Monday, August 31, 2009

che on st. aidan's day

today was my first day off in milwaukee. i wore my che guevara t-shirt, which is apparently a good way to start conversations around here. first all my shipmates asked me about it at breakfast. (oh right. bit of a change since my last several blog posts: i'm working this fall as bosun on the schooner denis sullivan)

this afternoon i walked north along the lakeshore and explored the east side of milwaukee. i stopped for lunch at a restaurant/bar, and settled into a booth to read the novel i've been slowly working my way through for ages. i was facing a guy sitting in the next booth over, working at his computer. when i ordered my glass of zinfandel, he looked over and said, "how can you be wearing a che guevara shirt and drinking that? that's not a people's drink!"

i discovered he was from scotland, had just resigned from teaching poetry at one of the UWs, and deduced that he had already had several beers. he had a book of philip larkin poems, and was surprised to learn i had never heard of him. during a lull in his and my conversation, one of the waitresses came up and asked me about my che t-shirt, saying she'd lived in argentina for awhile and you see his picture everywhere.

drunk scottish guy had offered to give me the philip larkin book and pointed me to a poem called "Church Going." i allowed as how my next stop was going to be the cathedral for evening prayer, and my two conversation partners both turned on me in disbelief. scottish guy said he could have predicted i was "a religious person," and both of them said they think organized religion is nonsense. it was a common conversation for me but seemed higher stakes--it was more important to me to find common ground with them because we were strangers.

i did take the philip larkin book. here's the last few stanzas of Church Going. the church is,
"A shape less recognisable each week,
A purpose more obscure.
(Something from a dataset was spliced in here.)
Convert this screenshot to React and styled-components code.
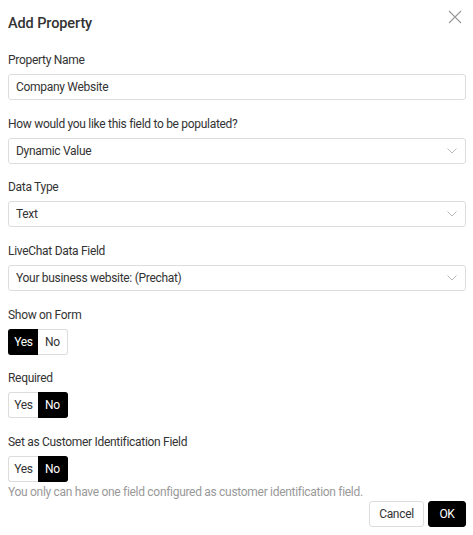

I wonder who
Will be the last, the very last, to seek
This place for what it was; one of the crew
That tap and jot and know what rood-lofts were?
Some ruin-bibber, randy for antique,
Or Christmas-addict, counting on a whiff
Of gown-and-bands and organ-pipes and myrrh?
Or will he be my representative,

Bored, uninformed, knowing the ghostly silt
Dispersed, yet tending to this cross of ground
Through suburb scrub because it held unspilt
So long and equably what since is found
Only in separation - marriage, and birth,
And death, and thoughts of these - for which was built
This special shell? For, though I've no idea
What this accoutred frowsty barn is worth,
It pleases me to stand in silence here;

A serious house on serious earth it is,
In whose blent air all our compulsions meet,
Are recognised, and robed as destinies.
And that much can never be obsolete.
Since someone will forever be surprising
A hunger in himself to be more serious,
And gravitating with it to this ground,
Which, he once heard, was proper to grow wise in,
If only that so many dead lie round."

i only read this once i got home. i had spent some of the last hour hearing stories from folks at the cathedral after the eucharist on the feast of st. aidan, stories that did in fact involve rood-lofts. i got to this last stanza and really wished i could discuss it with scottish guy, because i agree perfectly with this perspective and it makes me itch--to let the sheep into the churches, to plead to keep the incense, to get rid of sniggering and frowsy-ness. i gravitate to church largely because i once heard it was ground proper to grow wise in. my work is helping it stay that way - i like that i spend my days both with the folks who mistrust and look sideways at the church, and with the faithful remnant keeping up the 150-year tradition of daily mass in the cathedral of all saints. my place is between them, like Jack Sparrow at the end of the first recent pirates of the caribbean movie, showing that we're not as far apart as we think and bringing into relationship. or, as I added to my facebook profile awhile ago, helping people who have stopped talking to start talking again.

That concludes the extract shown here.